I was fortunate enough to have a front row seat in the crowd for this routine, which won the 1991 World Championships. A couple of things make it interesting. A new skill is named after the gymnast that first performs it in competition, so the second release move you see here is named for Kim Gwang Suk. I'm not sure I've seen more than one or 2 other people compete that skill since 1991 (and in fact she was competing it as early as 1989). AND she's doing it in connection with her first release move, a Tkatchev (also called a reverse hecht).

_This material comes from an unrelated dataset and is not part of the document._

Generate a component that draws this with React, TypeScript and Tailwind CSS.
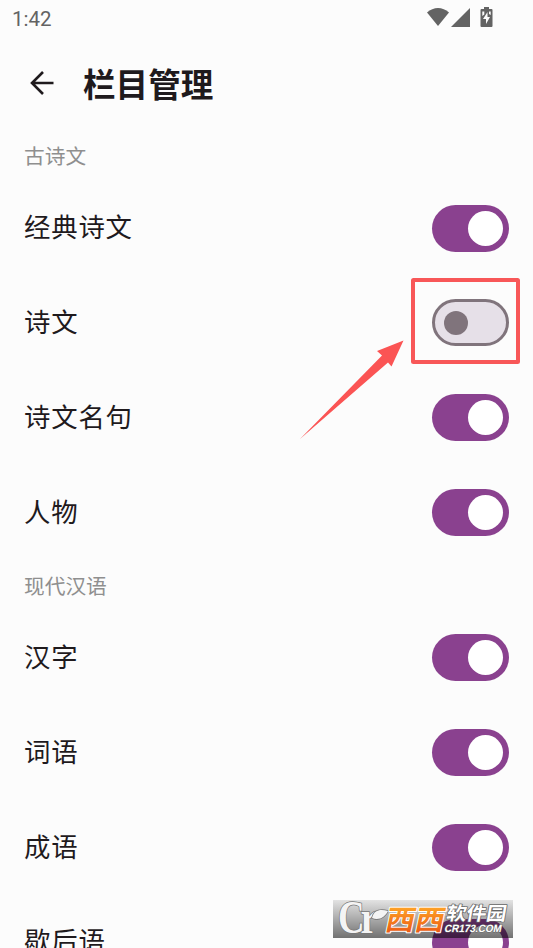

But what makes Kim Gwang Suk particularly interesting is the age controversy surrounding her. Check out the stats at the beginning of the routine...age 16, 4'4" and 60 lbs. (And here's a tangent--broadcasters no longer show weights of gymnasts on TV--so as not to glorify the abnormally small girls, I think?) Also note--she's missing a front tooth. The coaches claimed she lost the tooth in an accident in practice. That may be true, but what was not true was North Korea's claim that she was 15 years old... for 3 consecutive years.

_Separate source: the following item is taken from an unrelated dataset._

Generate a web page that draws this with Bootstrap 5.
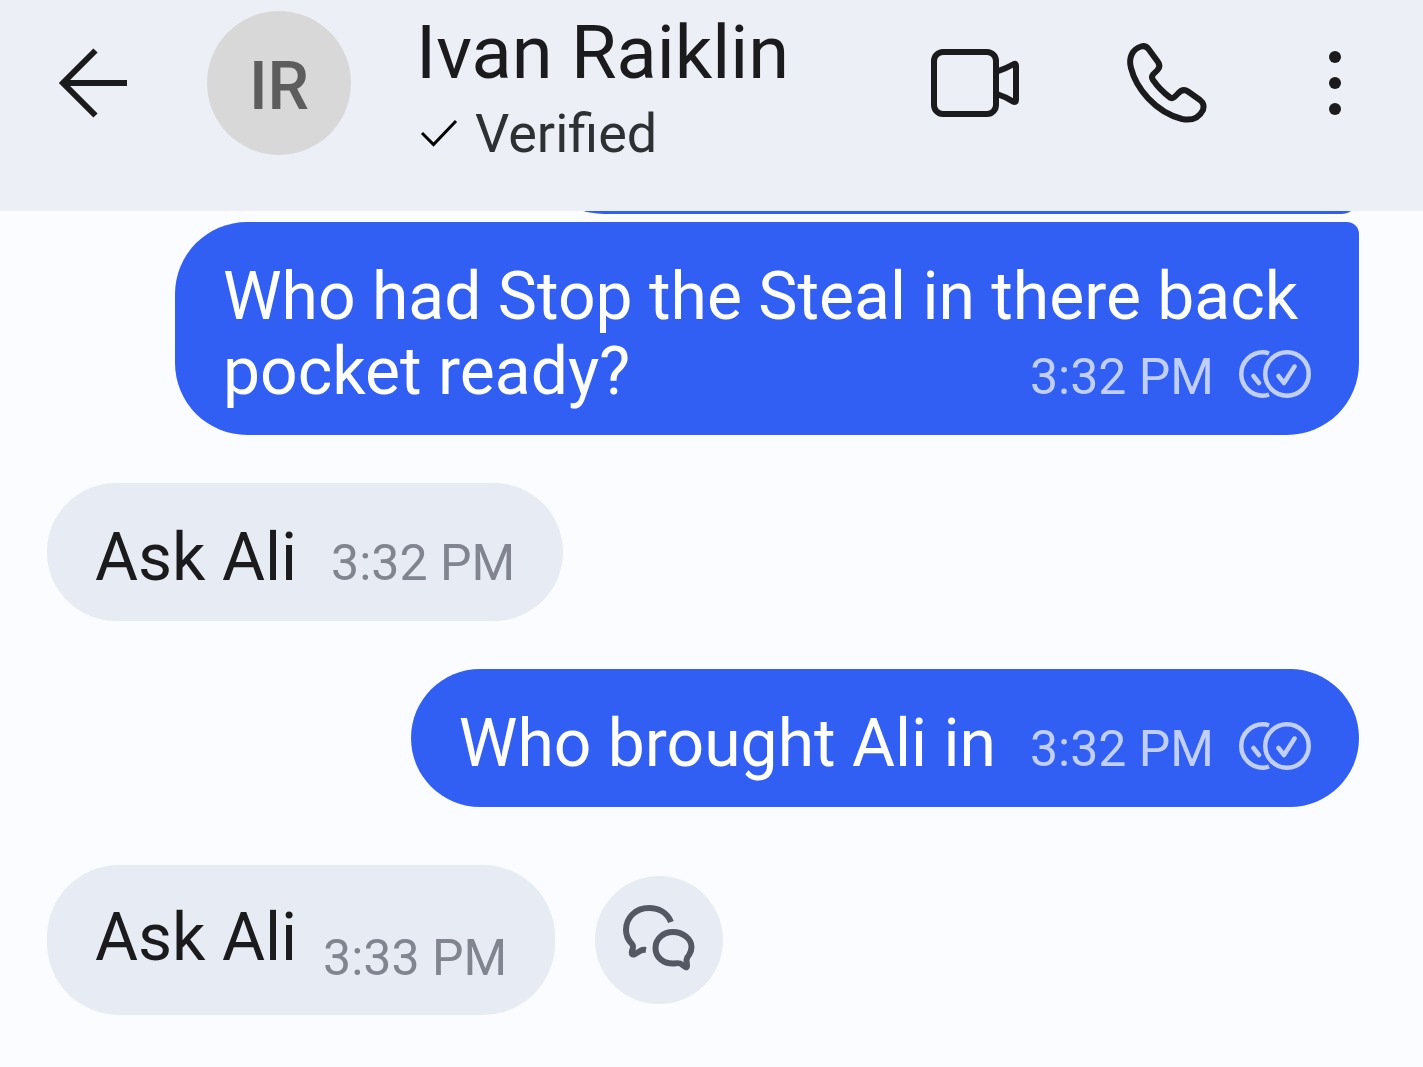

The North Koreans have been banned on and off from international competition because of age falsification issues. Does Kim look 16 in this clip from 1991? You can also see videos of her in 1989 where she doesn't look 14, and 1987, where she doesn't look 12. Could she possibly be doing these skills at 9 or 10? It seems impossible....but you never know with the North Koreans. On top of her age issues, in all likelihood she was overtrained and undernourished.